Street Fighting and Shooting in Portsmouth

On Monday last, quite a serious disturbance occurred on Market street, which resulted in the shooting of two persons and the damaging and bruising of a number of others. The facts, as we have collected them, are as follows. The first difficulty occured in a saloon on Market street where a soldier knocked down a young man for shouting for Vallandigham. The affair became known on the streets, and a heated discussion and some hard words drew a crown on the corner at Miller’s grocery. William White, a boy, who, it seems, was trying to get near his father, thinking him in danger, was struck by Thomas Carrie, who, running, was pursued and fired at twice by young White, one ball striking his shoulder and the other his lower right arm. At this time Mr. Beyerly, intending, it is said, to know the pistol from the boy’s hand, struck him a heavy blow on the head with a piece of iron. He was immediately felled to the earth by Uriah White, the father of the boy, who then endeavored to take the revolver from his son.

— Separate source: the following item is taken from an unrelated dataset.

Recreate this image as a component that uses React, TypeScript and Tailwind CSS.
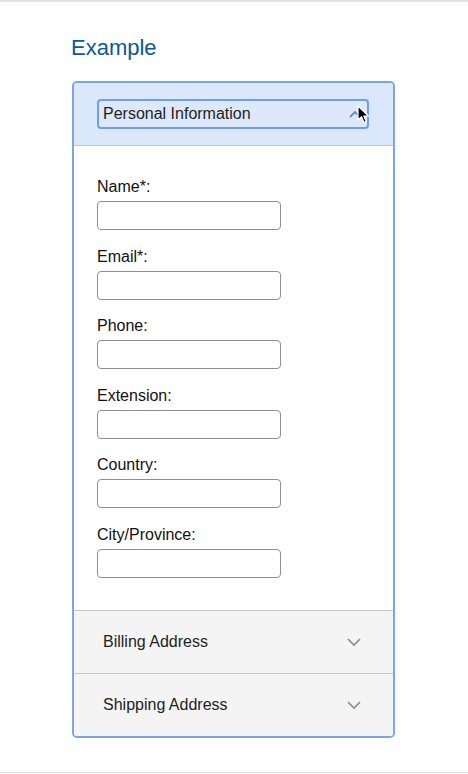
import React from 'react';

const fields = ['Name*:', 'Email*:', 'Phone:', 'Extension:', 'Country:', 'City/Province:'];

const ChevronDown: React.FC = () => (
    <svg width="16" height="10" viewBox="0 0 16 10" fill="none">
        <path d="M2 2 L8 8 L14 2" stroke="#8a8a8a" strokeWidth="1.6" />
    </svg>
);

const Cursor: React.FC = () => (
    <svg width="13" height="19" viewBox="0 0 13 19" className="absolute left-[258px] top-[4px]">
        <path d="M1 1 L1 15 L4.5 11.8 L7 17.5 L9.3 16.5 L6.8 11 L11.5 11 Z" fill="#000" stroke="#fff" strokeWidth="1.2" strokeLinejoin="round" />
    </svg>
);

const App: React.FC = () => {
    return (
        <div className="min-h-[774px] bg-white border-t-2 border-[#e2e2e2] font-['Liberation_Sans',Arial,sans-serif] text-[#222]">
            <div className="h-[771px] border-b border-[#d8d8d8] pl-[71px] pt-[33px]">
                <h1 className="text-[22px] leading-[26px] text-[#0d5698]">Example</h1>
                <div className="ml-[1px] mt-[20px] w-[323px] rounded-[5px] border-2 border-[#7ba6e6] overflow-hidden">
                    <div className="bg-[#dbe7fa] px-[23px] py-[16px] border-b border-[#c8c8c8]">
                        <button className="relative flex h-[30px] w-[272px] items-center rounded-[4px] border-2 border-[#6d9ded] bg-[#dde8fa] pl-[4px] text-[16px] text-[#1e1e1e]">
                            Personal Information
                            <svg width="12" height="8" viewBox="0 0 12 8" fill="none" className="absolute left-[250px] top-[9px]">
                                <path d="M1 7 L6 2 L11 7" stroke="#5a8de0" strokeWidth="1.8" />
                            </svg>
                            <Cursor />
                        </button>
                    </div>
                    <div className="bg-white px-[23px] pt-[32px] pb-[14px]">
                        {fields.map((label) => (
                            <div key={label} className="mb-[17.6px]">
                                <label className="block text-[16px] leading-[18px] text-[#111]">{label}</label>
                                <input className="mt-[5px] block h-[29px] w-[184px] rounded-[4px] border border-[#8f8f8f] bg-white" />
                            </div>
                        ))}
                    </div>
                    {['Billing Address', 'Shipping Address'].map((title) => (
                        <div
                            key={title}
                            className="flex h-[63px] items-center justify-between border-t border-[#c8c8c8] bg-[#f4f4f4] pl-[29px] pr-[31px] text-[16px] text-[#222]"
                        >
                            <span>{title}</span>
                            <ChevronDown />
                        </div>
                    ))}
                </div>
            </div>
        </div>
    );
};

export default App;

In the attempt one of the barrels was discharged, the ball striking Mr. White in the lower part of the body. He started to go home, but was followed, with insulting remarks by a man named Walden, who, we understand, had taken an active part in inciting the soldiers and others to attack citizens. Mr. White knocked him down and proceeded on his way home. By this time the crowd had swelled in numbers, and for a while there were indications of a general melee. By the active interference of the city Marshall further disturbance was prevented and order was restored, though several skirmishes afterward occured. Mr. Carrie’s wounds were not severe. That of Mr. White is dangerous, though his physicians now expect his recovery.”1

  1. Street fighting and shooting. (1863, December 19). Portsmouth Times, p. 3.